Table 3 Results of the proficiency tests made through the CTS program from 1995 to 1998
| Year | Answer | Comparisons | Erroneous |
| sheets | per sheet | identifications | |
| 1995 | 158 | 7 | 48 (by 34 |
| laboratories) | |||
| 1996 | 191 | 11 | 8 (by 6 |
| laboratories) | |||
| 1997 | 204 | 11 | 16 (by 13 |
| laboratories) | |||
| 1998 | 219 | 11 | 21 (by 14 |
| laboratories) |
Total quality management
A total quality management system, based for example on the European Foundation for Quality Management (EFQM) model, can be recommended and is the basis of the most recent changes in the fingerprint practice. The various aspects of such a system are illustrated in Fig. 2, the program is divided here into three parts: fingerprint examiners, processes and products.

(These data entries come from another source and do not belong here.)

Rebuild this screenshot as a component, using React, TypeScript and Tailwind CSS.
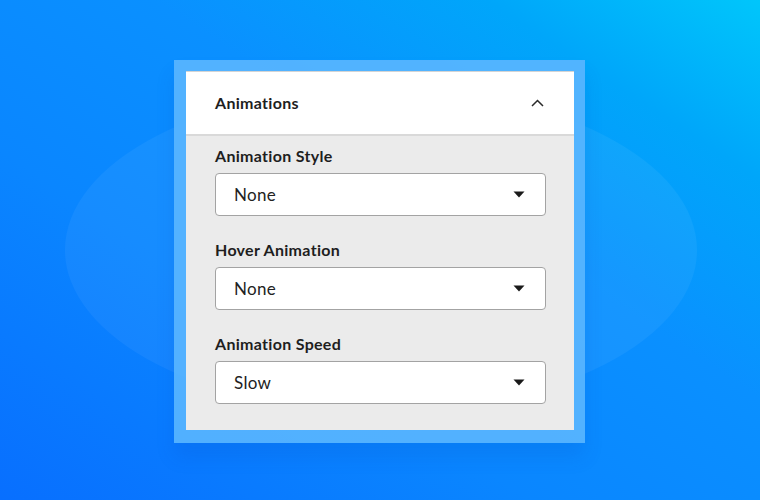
const fields = [
  { label: "Animation Style", value: "None" },
  { label: "Hover Animation", value: "None" },
  { label: "Animation Speed", value: "Slow" },
];

function Caret() {
  return (
    <svg width="12" height="7" viewBox="0 0 12 7" className="shrink-0">
      <path d="M0.5 0.5 H11.5 L6 6.5 Z" fill="#1a1a1a" />
    </svg>
  );
}

function Chevron() {
  return (
    <svg width="13" height="8" viewBox="0 0 13 8" fill="none">
      <path d="M1 7 L6.5 1.5 L12 7" stroke="#2a2a2a" strokeWidth="1.5" />
    </svg>
  );
}

export default function App() {
  return (
    <div className="relative w-[760px] h-[500px] overflow-hidden flex items-center justify-center font-['Lato',_sans-serif] bg-[linear-gradient(to_top_right,#086fff_0%,#0a86ff_35%,#0a90ff_60%,#00a6fa_82%,#00c6fb_100%)]">
      {/* soft glow behind the card */}
      <div className="absolute left-[65px] top-[88px] w-[632px] h-[324px] rounded-[50%] bg-white/[0.05] pointer-events-none" />

      <div className="relative w-[411px] pt-[11px] pl-[12px] pr-[11px] pb-[13px] bg-[#5ab6ff]/90 shadow-[0_14px_18px_rgba(0,60,170,0.12)] ml-[-1px] mt-[3px]">
        <div className="w-[388px] bg-white border-t border-[#d4d4d4]">
          <div className="h-[64px] flex items-center justify-between pl-[29px] pr-[30px] border-b-2 border-[#d9d9d9]">
            <span className="text-[16px] font-bold tracking-[0.3px] text-[#1e1e1e]">Animations</span>
            <Chevron />
          </div>

          <div className="bg-[#ebebeb] pl-[29px] pr-[28px] pt-[10px] pb-[26px] flex flex-col gap-[24px]">
            {fields.map((f) => (
              <div key={f.label} className="flex flex-col">
                <span className="h-5 leading-5 mb-[7px] text-[16px] font-bold tracking-[0.3px] text-[#1e1e1e]">{f.label}</span>
                <div className="h-[43px] flex items-center justify-between bg-white border border-[#a3a3a3] rounded-[4px] pl-[18px] pr-[20px]">
                  <span className="text-[17px] tracking-[0.3px] text-[#222]">{f.value}</span>
                  <Caret />
                </div>
              </div>
            ))}
          </div>
        </div>
      </div>
    </div>
  );
}
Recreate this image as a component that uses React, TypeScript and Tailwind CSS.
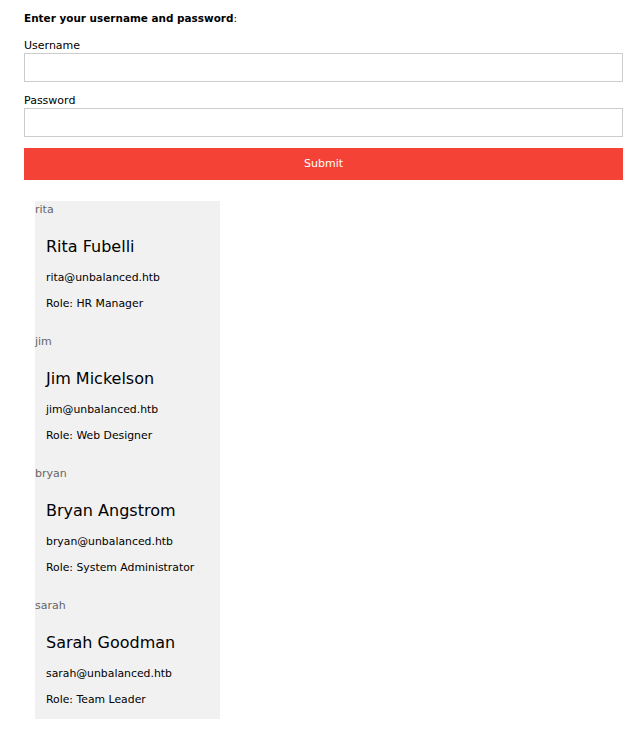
import React from 'react';

const users = [
  { id: 'rita', name: 'Rita Fubelli', email: 'rita@unbalanced.htb', role: 'HR Manager' },
  { id: 'jim', name: 'Jim Mickelson', email: 'jim@unbalanced.htb', role: 'Web Designer' },
  { id: 'bryan', name: 'Bryan Angstrom', email: 'bryan@unbalanced.htb', role: 'System Administrator' },
  { id: 'sarah', name: 'Sarah Goodman', email: 'sarah@unbalanced.htb', role: 'Team Leader' },
];

export default function App() {
  return (
    <div className="min-h-[731px] bg-white pl-6 pr-[18px] pt-[12px] text-[11px] text-black" style={{ fontFamily: '"DejaVu Sans", sans-serif' }}>
      <p className="h-[14px] text-[10.45px] leading-[12px]">
        <span className="font-bold">Enter your username and password</span>:
      </p>
      <label className="mt-[13px] block h-[14px] leading-[14px]">Username</label>
      <input type="text" className="block h-[29px] w-full border border-[#cccccc] bg-white outline-none" />
      <label className="mt-[12px] block h-[14px] leading-[14px]">Password</label>
      <input type="password" className="block h-[29px] w-full border border-[#cccccc] bg-white outline-none" />
      <button className="mt-[11px] block h-[32px] w-full bg-[#f44336] text-[11px] text-white">Submit</button>

      <div className="ml-[11px] mt-[21px] w-[185px] bg-[#f1f1f1] pb-[12px]">
        {users.map((u, i) => (
          <div key={u.id} className={i > 0 ? 'mt-[22px]' : ''}>
            <div className="h-[17px] pt-[1px] leading-4 text-[#666666]">{u.id}</div>
            <div className="pl-[11px] text-[10.85px]">
              <h3 className="mt-[19px] h-5 text-[16px] leading-5">{u.name}</h3>
              <p className="mt-[14px] h-[14px] leading-[14px]">{u.email}</p>
              <p className="mt-[12px] h-[14px] leading-[14px]">Role: {u.role}</p>
            </div>
          </div>
        ))}
      </div>
    </div>
  );
}
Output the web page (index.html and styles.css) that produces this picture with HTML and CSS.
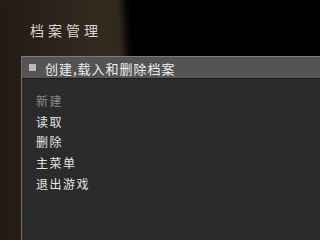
FILE: index.html
```html
<!DOCTYPE html>
<html lang="zh">
<head>
<meta charset="utf-8">
<title>档案管理</title>
<link rel="stylesheet" href="styles.css">
</head>
<body>
<div class="screen">
  <h1 class="title">档案管理</h1>
  <section class="panel">
    <header class="panel-head">
      <span class="bullet"></span>
      <span class="head-text">创建,载入和删除档案</span>
    </header>
    <ul class="menu">
      <li class="item disabled">新建</li>
      <li class="item">读取</li>
      <li class="item">删除</li>
      <li class="item">主菜单</li>
      <li class="item">退出游戏</li>
    </ul>
  </section>
</div>
</body>
</html>
```

FILE: styles.css
```css
html, body {
  margin: 0;
  padding: 0;
  background: #000;
}
.screen {
  width: 100%;
  min-height: 100vh;
  overflow: hidden;
  font-family: "Noto Sans CJK SC", "Noto Sans", sans-serif;
  background:
    radial-gradient(circle at -1953px 150px,
      #221b13 1953px,
      #2a2219 2000px,
      #342a20 2060px,
      #30271d 2076px,
      #0a0806 2084px,
      #000 2089px);
  display: flex;
  flex-direction: column;
}
.title {
  margin: 23px 0 0 30px;
  font-size: 14px;
  line-height: 14px;
  font-weight: normal;
  letter-spacing: 4px;
  color: #d8d5ce;
}
.panel {
  margin: 19px 0 0 21px;
  flex: 1;
  background: #2b2b2b;
  border-left: 1px solid #6e6e6e;
}
.panel-head {
  height: 21px;
  border-top: 1px solid #7c7a7a;
  border-bottom: 1px solid #1c1c1c;
  background: #555354;
  display: flex;
  align-items: center;
  padding-left: 7px;
  gap: 9px;
}
.bullet {
  width: 7px;
  height: 7px;
  background: #bcb8bc;
  flex: none;
}
.head-text {
  font-size: 13px;
  line-height: 13px;
  letter-spacing: 1px;
  color: #f0f0f0;
  padding-top: 2px;
}
.menu {
  list-style: none;
  margin: 0;
  padding: 12px 0 0 14px;
}
.item {
  font-size: 12px;
  line-height: 20.7px;
  letter-spacing: 1.5px;
  color: #e6e6e6;
}
.item.disabled {
  color: #8a8a8a;
}
```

For each category the quality management scheme must specify the needs and objectives, along with the quality indicators used to monitor the system and the corrective actions available. Audits (internal and independent) permit the claims to be checked regularly. In such a general context, proficiency testing must be regarded as only one block of the building. The value of a fingerprint identification will be improved by a strict quality assurance program.
Figure 2 Outline of a total quality management system for a fingerprint service.
Conclusion
It is obvious that Locard proposed the basic concepts determining the value of fingerprint evidence. Locard’s opinions were enlightening and, above all, the most topical.
With regard to numerical standards, there is no scientific argument in favor of any predefined number of minutiae (in the absence of discordance) in order to pronounce an identification. Every comparison bears its own specificity which refrains from defining a priori the amount or volume of information needed for the identification. It forces us to rely on experience, professionalism and integrity of fingerprint examiners. Even if some practitioners rely on minimum numbers, they do not escape, thanks to the arbitrary limit, from the quality issues because, depending on the examiners, the interpretation of the number of minutiae in a comparison may vary to a large extent.
Finally, following this description of dactyloscopic practices, what is the standard of proof?
Definitely, the standard is not a predefined number of minutiae. Indeed, insisting dogmatically on any particular minimum number of points is not an effective way of insuring quality. The way forward is the adoption of a scheme of total quality management dealing with the various aspects of education and training, laboratory procedures and audits.
Concerning the possibility of giving qualified opinions based on dactyloscopic evidence (likely, possible, probable, etc.), it is clear to the author that from a scientific point of view, there is no argument to justify the so-called ‘positivity’ of the field. Nothing opposes the use of fingerprint evidence as corroborative evidence in the same way as other transfer traces.